Like other great radical marketers, the Dead is simply reinventing itself. Grateful Dead Records is creating and distributing its own CDs; the Dead can offer these CDs at better prices and realize higher profits. The goodwill generated by the Dead and their organization has brought other musicians to them seeking the very expertise in brand development that the band has acquired over 30 years of dedicated hard work.
While he was still alive, Garcia, a noted artist, began extending his own personal brand by selling expensive ties adorned with his artwork. His ties became the most popular neckwear in the United States; even the president was reportedly seen wearing one. A successful new line of Grateful Dead ties not associated with the Jerry Garcia ties, along with other silk loungewear, shoes and boxer shorts, have hit the stores. "T-shirts will be important, but they won't be the backbone anymore," McQuaid says. "An older, more sophisticated market will emerge, and people in boardrooms will wear Grateful Dead ties that only other Deadheads will recognize. It will be subtle."
In this vein, McQuaid is planning to build the brand into a lifestyle product line for the retail market. He is hoping to sell products like an upscale, tie-dyed set of towels through retail outlets like Nordstrom. Without any reference to the Grateful Dead, these items have great cachet among the band's fans.
McQuaid adds that he is already looking offshore for additional marketing opportunities. Although the Dead toured mostly in the United States, the band has tremendous appeal overseas. "There is huge interest in Japan in the Dead," McQuaid says, "and we expect to find a big market there."
Burbank says that new products keep the Dead in a growth mode.
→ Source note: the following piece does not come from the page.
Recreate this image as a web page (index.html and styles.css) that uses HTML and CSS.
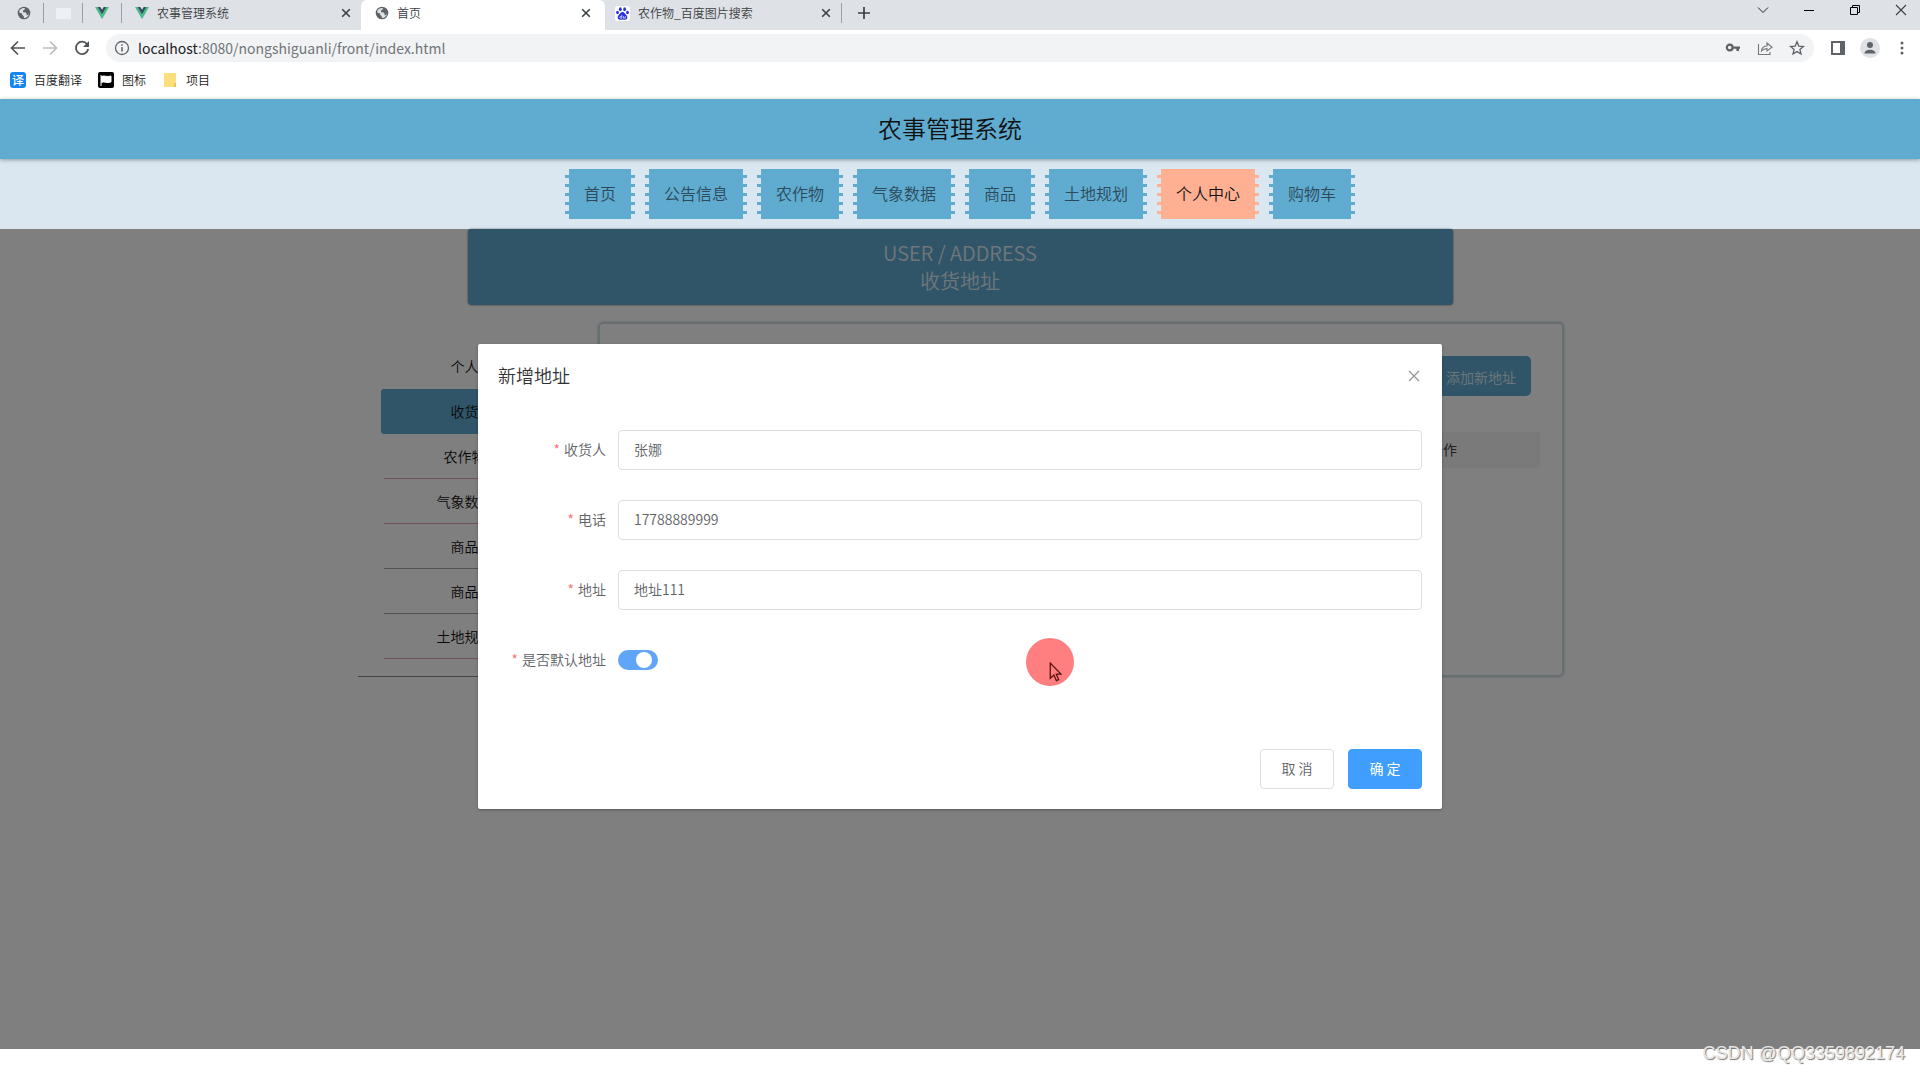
FILE: index.html
```html
<!DOCTYPE html>
<html lang="zh-CN">
<head>
<meta charset="utf-8">
<meta name="viewport" content="width=device-width, initial-scale=1">
<title>首页</title>
<link rel="stylesheet" href="styles.css">
</head>
<body>
<svg class="defs" aria-hidden="true">
  <symbol id="globe" viewBox="0 0 16 16"><circle cx="8" cy="8" r="7.2" fill="#5f6368"/><path d="M2.6 5.5C4 3 6.500 2 9 2.400L8.600 4.200 6.800 5.200 7 7 10 7.400 11.200 9 10.500 10.500 12.500 10.200 13.600 8.500C13.500 11.500 11 13.700 8 13.700L7.600 11.500 6 10.300 5.800 8.300 3 8z" fill="#dee1e6"/></symbol>
  <symbol id="vue" viewBox="0 0 16 16"><path d="M0 1h16L8 15z" fill="#4dba8b"/><path d="M3.200 1h9.600L8 9.500z" fill="#35495e"/><path d="M6 1h4L8 4.300z" fill="#dee1e6"/></symbol>
  <symbol id="close" viewBox="0 0 10 10"><path d="M1.200 1.200l7.600 7.600M8.800 1.200L1.200 8.800" stroke="currentColor" stroke-width="1.600" fill="none"/></symbol>
  <symbol id="thin-close" viewBox="0 0 12 12"><path d="M1 1l10 10M11 1L1 11" stroke="currentColor" stroke-width="1.100" fill="none"/></symbol>
</svg>

<header class="browser">
  <div class="tabs">
    <div class="tab pinned"><svg class="icon"><use href="#globe"/></svg></div>
    <div class="tab pinned"><span class="faded"></span></div>
    <div class="tab pinned"><svg class="icon"><use href="#vue"/></svg></div>
    <div class="tab"><svg class="icon"><use href="#vue"/></svg><span class="tab-title">农事管理系统</span><button class="tab-close" aria-label="关闭"><svg><use href="#close"/></svg></button></div>
    <div class="tab active"><svg class="icon"><use href="#globe"/></svg><span class="tab-title">首页</span><button class="tab-close" aria-label="关闭"><svg><use href="#close"/></svg></button></div>
    <div class="tab last"><svg class="icon" viewBox="0 0 16 16"><rect width="16" height="16" rx="3" fill="#fff"/><g fill="#2932e1"><ellipse cx="5.700" cy="3.500" rx="1.500" ry="2.100"/><ellipse cx="10.300" cy="3.500" rx="1.500" ry="2.100"/><ellipse cx="2.700" cy="7" rx="1.500" ry="1.900"/><ellipse cx="13.300" cy="7" rx="1.500" ry="1.900"/><path d="M8 6.500c1.800 0 2.500 1.800 4 3.200 2 2 1.200 5-1.200 5-1 0-1.800-.4-2.800-.4s-1.800.4-2.800.4c-2.400 0-3.200-3-1.200-5C5.500 8.300 6.200 6.500 8 6.500z"/></g><path d="M7.200 9.500v3.500H6.100a.9.900 0 010-1.900h1.100M9 10.800V13h2v-2.200" stroke="#fff" stroke-width=".7" fill="none"/></svg><span class="tab-title">农作物_百度图片搜索</span><button class="tab-close" aria-label="关闭"><svg><use href="#close"/></svg></button></div>
    <button class="new-tab" aria-label="新标签页"><svg viewBox="0 0 12 12"><path d="M6 0v12M0 6h12" stroke="#3c4043" stroke-width="1.700"/></svg></button>
    <div class="window-buttons">
      <button aria-label="搜索标签页"><svg viewBox="0 0 12 12"><path d="M1 3.500l5 5 5-5" stroke="#222" fill="none"/></svg></button>
      <button aria-label="最小化"><svg viewBox="0 0 12 12"><path d="M1 6.500h10" stroke="#000"/></svg></button>
      <button aria-label="还原"><svg viewBox="0 0 12 12"><path d="M1.500 3.500h7v7h-7zM3.500 3.500v-2h7v7h-2" stroke="#000" fill="none"/></svg></button>
      <button aria-label="关闭窗口"><svg><use href="#thin-close"/></svg></button>
    </div>
  </div>
  <div class="toolbar">
    <button class="tool" aria-label="后退"><svg viewBox="0 0 16 16"><path d="M15 8H2M8 1.500L1.500 8 8 14.500" stroke="#4f5357" stroke-width="1.700" fill="none"/></svg></button>
    <button class="tool" aria-label="前进"><svg viewBox="0 0 16 16"><path d="M1 8h13M8 1.500L14.500 8 8 14.500" stroke="#bcbec1" stroke-width="1.700" fill="none"/></svg></button>
    <button class="tool" aria-label="重新加载"><svg viewBox="0 0 16 16"><path d="M13.300 4.500A6.200 6.200 0 1 0 14.200 9" stroke="#4f5357" stroke-width="1.800" fill="none"/><path d="M15 1v6H9z" fill="#4f5357"/></svg></button>
    <div class="omnibox">
      <svg class="info" viewBox="0 0 16 16"><circle cx="8" cy="8" r="6.500" stroke="#5f6368" stroke-width="1.300" fill="none"/><path d="M8 7v4.500M8 4.200v1.600" stroke="#5f6368" stroke-width="1.500"/></svg>
      <span class="url"><span class="host">localhost</span>:8080/nongshiguanli/front/index.html</span>
      <button class="tool" aria-label="密码"><svg viewBox="0 0 16 16"><circle cx="4.700" cy="7.500" r="2.900" stroke="#5f6368" stroke-width="2.200" fill="none"/><path d="M7.500 6.400H15v2.400h-1V11h-2.600V8.800H7.500z" fill="#5f6368"/></svg></button>
      <button class="tool" aria-label="分享"><svg viewBox="0 0 16 16"><path d="M1.500 4v10.500H13V12M4.500 11c.3-3.500 2.300-5 5.500-5V3l5 4.300L10 11V8.600c-2.500 0-4 .6-5.500 2.400z" stroke="#777" stroke-width="1.100" fill="none"/></svg></button>
      <button class="tool" aria-label="收藏"><svg viewBox="0 0 16 16"><path d="M8 1.800l1.800 4.300 4.600.4-3.500 3 1.100 4.500-4-2.400L4 14l1.100-4.500-3.500-3 4.600-.4z" stroke="#5f6368" stroke-width="1.300" fill="none"/></svg></button>
    </div>
    <button class="tool" aria-label="侧边栏"><svg viewBox="0 0 16 16"><path d="M1 1h14v14H1zM3 3v10h7V3z" fill="#5f6368" fill-rule="evenodd"/></svg></button>
    <button class="tool avatar" aria-label="用户"><svg viewBox="0 0 16 16"><circle cx="8" cy="5" r="3" fill="#5f6368"/><path d="M2.500 13.500c0-5 11-5 11 0z" fill="#5f6368"/></svg></button>
    <button class="tool" aria-label="菜单"><svg viewBox="0 0 16 16"><g fill="#5f6368"><circle cx="8" cy="3" r="1.500"/><circle cx="8" cy="8" r="1.500"/><circle cx="8" cy="13" r="1.500"/></g></svg></button>
  </div>
  <nav class="bookmarks">
    <a href="#"><span class="badge">译</span>百度翻译</a>
    <a href="#"><svg class="icon" viewBox="0 0 16 16"><rect width="16" height="16" rx="2" fill="#000"/><path d="M3 3v11M3.500 4.500c3-1.500 5 1 9.500-.5v6c-4.500 1.500-6.500-1-9.500.5z" stroke="#fff" fill="#fff"/></svg>图标</a>
    <a href="#"><svg class="icon" viewBox="0 0 16 16"><path d="M2 1h12v14H2z" fill="#fbdf7c"/><path d="M12 11h2v4h-2z" fill="#e8c558"/></svg>项目</a>
  </nav>
</header>

<div class="site-title">农事管理系统</div>
<nav class="site-nav">
  <a href="#">首页</a>
  <a href="#">公告信息</a>
  <a href="#">农作物</a>
  <a href="#">气象数据</a>
  <a href="#">商品</a>
  <a href="#">土地规划</a>
  <a href="#" class="current">个人中心</a>
  <a href="#">购物车</a>
</nav>

<main class="frame">
  <div class="banner"><div>USER / ADDRESS</div><div>收货地址</div></div>
  <div class="content">
    <aside class="sidebar">
      <a href="#" class="plain">个人中心</a>
      <a href="#" class="current">收货地址</a>
      <a href="#">农作物收藏</a>
      <a href="#">气象数据收藏</a>
      <a href="#" class="gray">商品订单</a>
      <a href="#" class="gray">商品收藏</a>
      <a href="#">土地规划收藏</a>
    </aside>
    <section class="panel">
      <button class="add">添加新地址</button>
      <table class="addresses">
        <thead><tr><th>收货人</th><th>电话</th><th>地址</th><th>默认地址</th><th class="action">操作</th></tr></thead>
      </table>
    </section>
  </div>

  <div class="overlay">
    <form class="dialog" role="dialog" aria-labelledby="dialog-title">
      <div class="dialog-head">
        <h2 id="dialog-title">新增地址</h2>
        <button type="button" class="dialog-close" aria-label="关闭"><svg><use href="#thin-close"/></svg></button>
      </div>
      <div class="row"><label for="name">收货人</label><input id="name" type="text" value="张娜"></div>
      <div class="row"><label for="phone">电话</label><input id="phone" type="text" value="17788889999"></div>
      <div class="row"><label for="address">地址</label><input id="address" type="text" value="地址111"></div>
      <div class="row"><label for="default">是否默认地址</label><input id="default" class="switch" type="checkbox" checked></div>
      <div class="dialog-foot">
        <button type="button">取 消</button>
        <button type="button" class="primary">确 定</button>
      </div>
      <div class="pointer"><svg viewBox="0 0 12 19"><path d="M1 1v14.500l3.500-3.200 2.300 5.400 2.200-1-2.300-5.200h4.500z" fill="#ff7f80" stroke="#5a1010" stroke-width="1.200"/></svg></div>
    </form>
  </div>
</main>
<footer class="page-end"><span class="watermark">CSDN @QQ3359892174</span></footer>
</body>
</html>
```
FILE: styles.css
```css
* { box-sizing: border-box; }

body {
  margin: 0;
  min-height: 100vh;
  display: flex;
  flex-direction: column;
  background: #fff;
  color: #222;
  font: 350 14px/20px "Noto Sans CJK SC", "Noto Sans", sans-serif;
}

a { color: inherit; text-decoration: none; }
button { border: 0; padding: 0; background: none; font: inherit; color: inherit; }
svg { display: block; }
.defs { position: absolute; width: 0; height: 0; }
.icon { width: 16px; height: 16px; flex: none; }

/* Browser window */
.browser { height: 99px; font-size: 12px; }

.tabs { display: flex; height: 30px; padding: 0 5px; background: #dee1e6; color: #3c4043; }
.tab {
  display: flex;
  align-items: center;
  gap: 8px;
  width: 239px;
  height: 26px;
  padding: 0 10px 0 13px;
  line-height: 26px;
}
.tab .icon { width: 14px; height: 14px; }
.tab-title { flex: 1; white-space: nowrap; }
.tab-close svg { width: 10px; height: 10px; }
.pinned { width: 39px; padding: 0 12px; background: linear-gradient(#9a9da2, #9a9da2) right center / 1px 20px no-repeat; }
.faded { width: 15px; height: 11px; background: #eef0f3; }
.active { width: 244px; height: 30px; padding: 0 14px 4px; background: #fff; border-radius: 6px 6px 0 0; }
.last { width: 237px; padding: 0 11px 0 10px; background: linear-gradient(#9a9da2, #9a9da2) right center / 1px 20px no-repeat; }
.last .icon { width: 15px; height: 15px; }
.new-tab { padding: 0 16px; height: 26px; }
.new-tab svg { width: 12px; height: 12px; }
.window-buttons { display: flex; height: 20px; gap: 34px; margin-left: auto; padding-right: 8px; }
.window-buttons svg { width: 12px; height: 12px; }

.toolbar { display: flex; align-items: center; gap: 16px; height: 36px; padding: 0 10px; }
.tool svg { width: 16px; height: 16px; }
.omnibox {
  flex: 1;
  display: flex;
  align-items: center;
  gap: 16px;
  height: 28px;
  padding: 0 9px 0 8px;
  border-radius: 14px;
  background: #f1f3f4;
}
.info { width: 16px; height: 16px; }
.url { flex: 1; margin-left: -8px; font-size: 14px; line-height: 28px; font-weight: 400; color: #70757a; }
.host { color: #202124; }
.avatar { padding: 2px; margin: 0 -2px; border-radius: 50%; background: #dfe1e6; }

.bookmarks { display: flex; gap: 16px; padding: 4px 10px; }
.bookmarks a { display: flex; align-items: center; gap: 8px; }
.badge { width: 16px; height: 16px; border-radius: 3px; background: #1585f5; color: #fff; font-weight: 500; line-height: 16px; text-align: center; }

/* Site header */
.site-title {
  position: relative;
  height: 60px;
  padding-right: 20px;
  background: #60abd0;
  box-shadow: 0 1px 4px rgba(0, 0, 0, .35);
  color: #111;
  font-size: 24px;
  line-height: 58px;
  text-align: center;
}
.site-nav { display: flex; justify-content: center; gap: 10px; height: 70px; padding: 10px; background: #dbe7f0; }
.site-nav a {
  --fill: #60abd0;
  padding: 0 19px;
  background:
    linear-gradient(var(--fill), var(--fill)) center / calc(100% - 8px) 100% no-repeat,
    repeating-linear-gradient(transparent 0 6px, var(--fill) 6px 9px) 0 0 / 100% 45px no-repeat;
  color: #2c4a59;
  font-size: 16px;
  line-height: 48px;
}
.site-nav .current { --fill: #ffb093; color: #111; }

/* Framed page */
.frame { position: relative; flex: 1; padding-bottom: 40px; }
.banner {
  max-width: 985px;
  height: 76px;
  margin: 0 auto 17px;
  padding: 10px;
  border-radius: 4px;
  background: #60abd0;
  box-shadow: 0 0 2px #555;
  color: #fffc;
  font-size: 20px;
  line-height: 28px;
  text-align: center;
}
.content { display: flex; max-width: 1208px; margin: 0 auto; padding-left: 2px; }
.sidebar { width: 240px; padding: 22px 22px 17px 23px; border-bottom: 1px solid #888; text-align: center; color: #111; }
.sidebar a { display: block; height: 45px; margin: 0 3px; border-bottom: 1px solid #e5a5ad; line-height: 44px; }
.sidebar .plain { border-bottom-color: transparent; }
.sidebar .gray { border-bottom-color: #aaa0a4; }
.sidebar .current { margin: 0; border: 0; border-radius: 3px; background: #60abd0; }
.panel { flex: 1; min-height: 355px; padding: 32px 22px; border: 2px solid #cddce0; border-radius: 5px; box-shadow: 0 0 3px #bccdd2; }
.add { display: block; height: 40px; margin: 0 9px 36px auto; padding: 2px 15px 0; border-radius: 5px; background: #60abd0; color: #fffc; }
.addresses { width: 100%; border-collapse: collapse; table-layout: fixed; background: #f5f5f5; }
.addresses th { height: 36px; padding: 0 0 2px; font-weight: 400; color: #444; }
.addresses .action { width: 194px; }

/* Dialog */
.overlay { position: absolute; inset: 0; padding-top: 115px; background: rgba(0, 0, 0, .5); }
.dialog {
  position: relative;
  max-width: 964px;
  margin: 0 auto;
  padding: 20px;
  border-radius: 2px;
  background: #fff;
  box-shadow: 0 1px 3px rgba(0, 0, 0, .3);
  color: #606266;
}
.dialog-head { display: flex; justify-content: space-between; align-items: center; height: 24px; margin-bottom: 42px; }
.dialog h2 { margin: 0; padding-bottom: 2px; font-size: 18px; line-height: 24px; font-weight: inherit; color: #303133; }
.dialog-close { padding: 2px; color: #909399; }
.dialog-close svg { width: 12px; height: 12px; }
.row { display: flex; align-items: center; height: 40px; margin-bottom: 30px; }
.row label { width: 120px; padding: 0 12px 2px 0; text-align: right; }
.row label::before { content: "*"; margin-right: 4px; color: #f56c6c; }
.row input[type="text"] { flex: 1; height: 40px; padding: 0 15px 2px; border: 1px solid #dcdfe6; border-radius: 4px; font: inherit; color: #606266; }
.row .switch { appearance: none; display: flex; justify-content: flex-end; width: 40px; height: 20px; margin: 0; padding: 2px 6px; border-radius: 10px; background: #60a5f8; }
.switch::before { content: ""; width: 16px; height: 16px; border-radius: 50%; background: #fff; }
.dialog-foot { display: flex; justify-content: flex-end; gap: 14px; margin-top: 69px; }
.dialog-foot button { width: 74px; height: 40px; padding-bottom: 2px; border: 1px solid #dcdfe6; border-radius: 4px; }
.dialog-foot .primary { border-color: #409eff; background: #409eff; color: #fff; font-weight: 400; }

/* Click highlight round the mouse pointer */
.pointer { position: absolute; left: 548px; top: 294px; width: 48px; height: 48px; padding: 24px 0 0 23px; border-radius: 50%; background: #ff7f80; }
.pointer svg { width: 13px; height: 20px; }

.page-end { position: relative; height: 23px; }
.watermark {
  position: absolute;
  right: 15px;
  bottom: 7px;
  color: #e6e6e6;
  font: 18px/24px "Liberation Sans", sans-serif;
  text-shadow: 1px 1px 1px #777;
}
```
He points out that long-defunct acts like Jimi Hendrix or the Doors continue to be among the most popular in merchandising circles. "Hendrix only toured for four or five years before he died," Burbank says. "The Grateful Dead have touched millions of people, and there are 14-year-old kids who now think the Dead are a cool thing. That train has been rolling for 30 years. It's not coming to an abrupt halt."